Breaking News: Live updates from today’s IRS hearing


Lerner’s plan of silence followed revelations from Jay Carney, the embattled White House press secretary, that White House officials, specifically Mark Children, the deputy White House chief of staff, spoke with Department of Treasury officials—and specifically Lois Lerner—about how the brewing information of the IRS brouhaha would be dealt with in public relations terms. Carney’s disclosure suggests that the conversations occurred before Lerner’s public apology at the ABA, though Carney forswears any White House involvement in now almost farcical planted question-and-answer. That comedy seems to have been entirely the creation of the leadership of the IRS, though the idea of Lerner revealing the IG report in a speech was floated.

It may not be the White House’s doing, but the IRS story is coming out in dribs and drabs. Every day, it seems there’s a new revelation that forces Carney to modify the narrative. Every hearing has unimpressive former IRS executives demonstrating breathtaking levels of managerial incompetence and leadership shortcomings. With Lerner now taking the Fifth, in part due to the criminal investigation launched by the Department of Justice, the approach that Shulman and Miller practiced at the Senate Finance Committee—sort of an immaculate conception version of management and oversight, combined with strategic memory gaps—isn’t going to work much longer.

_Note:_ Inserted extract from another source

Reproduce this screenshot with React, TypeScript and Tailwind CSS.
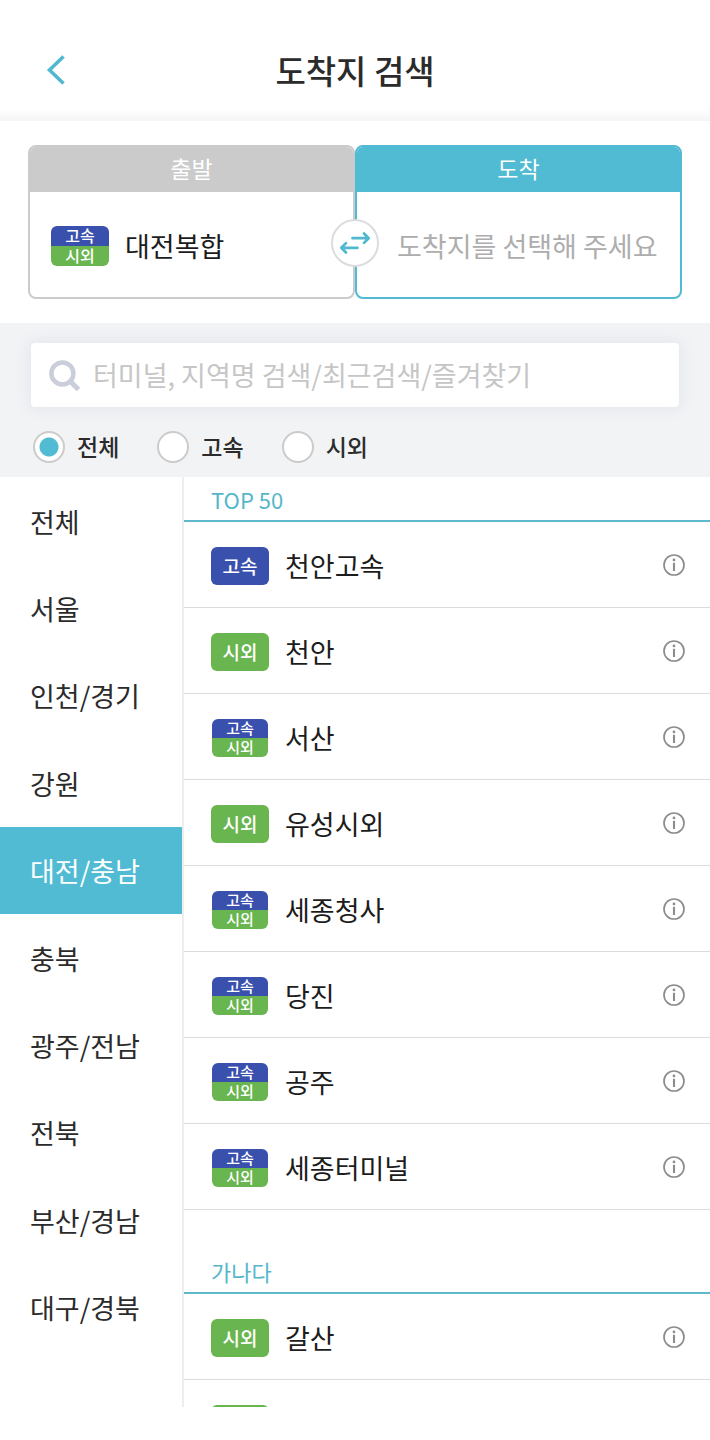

Who is advising the White House on this controversy? A revelation or two a day about this controversy is a surefire way of helping this story get completely out of control. Every brand of conspiracy thinker gets to work overtime on this one as the facts trickle out, and fear-mongers are making people apprehensive about the role of the IRS in the implementation of part of the Affordable Care Act. After the first few days of relative silence on the story, other than Carney’s really poor press conference after the Lerner revelations, it seemed like White House personnel were scrambling to get the facts of the story down so that they could piece it all together and get ahead of it. If that was their intent, they failed.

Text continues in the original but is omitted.